Brian Miller remembered

Last updated : 09 April 2007 By Dave Thomas
Reliable, dependable, strong, mobile, robust, either at centre half or wing half, he was a towering player and a giant of a man. Tall, strong, square shouldered, broad but slim hipped and with one of those rugged good looking faces that would have fitted into any good Clint Eastwood western.

There were never any histrionics with Brian, he just got on with the job, played his heart out and more often than not snuffed out opponents so that they must have groaned when they saw his name on the team sheet. And pain… what was that to Brian? He broke a toe in one game but was so determined not to be left out of the team he played on and in the next game simply cut a hole in the side of his boot to lessen the pressure and the agony.

I met him personally something a year or so ago when he was so helpful with the Harry Potts book. We had three meetings which totalled something like seven hours. Then there were phone calls as well. He was unfailingly helpful, always ready to answer questions and point me in the direction of answers to several questions about the life of a footballer in the sixties.

Not for him a gated mansion or £125,000 a week but if he were to play today then he'd certainly have given the likes of John Terry a run for his money. In an era when there were so many great players Brian only received one England call-up. Today I suspect he would be a fixture. That's the measure of how good he was.
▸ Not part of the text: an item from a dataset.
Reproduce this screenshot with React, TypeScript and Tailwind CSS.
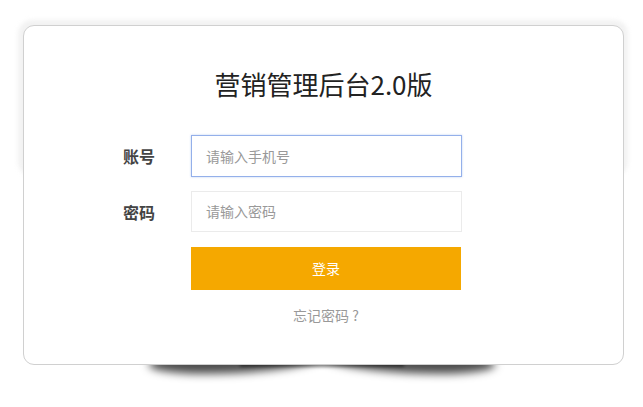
import React from "react";

export default function App() {
  const font = { fontFamily: '"Noto Sans CJK SC", "Noto Sans", sans-serif' };
  return (
    <div className="relative w-[643px] h-[407px] bg-white overflow-hidden" style={font}>
      {/* top soft glow */}
      <div className="absolute left-[18px] top-[20px] w-[610px] h-[156px] rounded-[14px] bg-[#f2f2f2] blur-[2px]" />
      {/* bottom curved shadow */}
      <div className="absolute left-[148px] top-[338px] w-[175px] h-[26px] rounded-[50%] shadow-[0_9px_9px_rgba(0,0,0,0.7)] rotate-[-3deg]" />
      <div className="absolute left-[321px] top-[338px] w-[175px] h-[26px] rounded-[50%] shadow-[0_9px_9px_rgba(0,0,0,0.7)] rotate-[3deg]" />
      <div className="absolute left-[240px] top-[340px] w-[164px] h-[24px] shadow-[0_3px_3px_rgba(0,0,0,0.45)]" />

      <div className="relative z-10 ml-[23px] mt-[25px] w-[601px] h-[340px] box-border border border-[#d0d0d0] rounded-[11px] bg-white">
        <h1 className="mt-[40px] h-[36px] leading-[36px] text-center text-[26px] text-[#222] font-normal">
          营销管理后台2.0版
        </h1>
        <div className="mt-[33px] ml-[99px] flex flex-col">
          <div className="flex items-center">
            <label className="w-[68px] text-[16px] font-bold text-[#444]">账号</label>
            <div className="w-[271px] h-[42px] box-border border border-[#94b0ea] shadow-[0_0_2px_rgba(110,150,230,0.45)] flex items-center pl-[14px] text-[14px] text-[#999] bg-white">
              请输入手机号
            </div>
          </div>
          <div className="flex items-center mt-[14px]">
            <label className="w-[68px] text-[16px] font-bold text-[#444]">密码</label>
            <div className="w-[271px] h-[41px] box-border border border-[#ebebeb] flex items-center pl-[14px] text-[14px] text-[#999] bg-white">
              请输入密码
            </div>
          </div>
          <div className="flex mt-[15px]">
            <div className="w-[68px]" />
            <button className="w-[270px] h-[43px] bg-[#f5a800] text-white text-[14px] flex items-center justify-center">
              登录
            </button>
          </div>
          <div className="flex mt-[15px]">
            <div className="w-[68px]" />
            <div className="w-[270px] text-center text-[14px] leading-[20px] text-[#999]">忘记密码 ?</div>
          </div>
        </div>
      </div>
    </div>
  );
}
In the fifties he was one of many players who worked for the NCB instead of doing national service. Bank Hall Pit in the daytime until 4.30 and train in the evenings. If there was an evening game a sympathetic manager let him have the afternoon off. At Thorny Bank Pit a manager who was a Burnley fan gave him more time off in return for tickets. It seems ridiculous, pit work all day, although above ground, and then First Division football on Saturdays. Rio Ferdinand take note.

How lucky we were in the sixties to be able to see players like Brian. How lucky so many modern players are to reap rewards that players like Brian would not have dreamed possible. How lucky so many modern players are, to be able to 'retire' in their mid thirties. Players like Brian had to continue to work for a living.

He was a Burnley fan as a boy and joined the club as a teenager in 1952. If Father Greystone, the headmaster at St Mary's College, Blackburn, had got his way then Brian would never have been a footballer. He tried to dissuade Brian from joining Burnley FC full time. Brian took no notice. He ended his professional association with the club in 1996 when he finally retired as Chief Scout. In between he had been player, trainer, coach, and then manager twice.

As a player he became an England international; as a manager he enjoyed a Third Division title win in 1982 and then the agony of the Orient game in 1987 only five years later. His reward for willing the club to survival was another Wembley visit a year later in the Sherpa Van Trophy. It is not unreasonable to say that if Burnley enjoyed a rebirth in the season after the Orient game, then Brian was inspirational in that process. A town realised that it had nearly lost its football club. The iconic picture of Brian in the dugout surrounded by photographers in May '87 is one of football's great pictures.

It must have been a couple of months ago that I last talked to Jimmy Mac and I managed to get him to name his team of great players.

"And on the left side it would be Brian Miller, the gentle giant," Jimmy McIlroy laughed. "Do you know so many opponents used to call him 'that big dirty bugger Miller' but it was so unfounded. He was never a dirty player. I never ever saw him make a vicious tackle. If he'd tried to hurt someone he would more likely than not have hurt himself. And how he loved to go forward and shoot at goal."

If opponents used to call him 'that dirty bugger Miller', I suspect it was because they were fed up because they rarely got the better of him.

There are several overused words in football. One of them is servant. But that is exactly what Brian was to Burnley Football Club. He served it. He never let it down. And then he returned to serve it again after the debacle of the Buchan and Cavanagh season. That he returned for that second managerial spell is a testament to his love for the club. He had been discarded during that bizarre season when Burnley could do no wrong in Cup games, but struggled in the League. By the time he was asked to return, Burnley were in a penniless mess and total disarray. He took up the challenge without question.

I was just so stunned when I heard of his passing and he is the first of that great Championship team to leave us. We think that big, strong men like Brian will go on forever. It is a shock when they don't. To us they are heroes. When I first picked up the phone to speak to him, I was nervous. He laughed when I told him, unable to understand why anyone should be nervous of him. In their own minds they are just the bloke next door and they belong to an era when they lived in the same streets as the supporters who adored them.

If there is such a thing as 'the heart of football', then people like Brian make up that heart. At the heart of football people are still more important than money. Brian Miller earned no great riches, but he left richness behind him. Four decades of Burnley history have been blessed by his presence.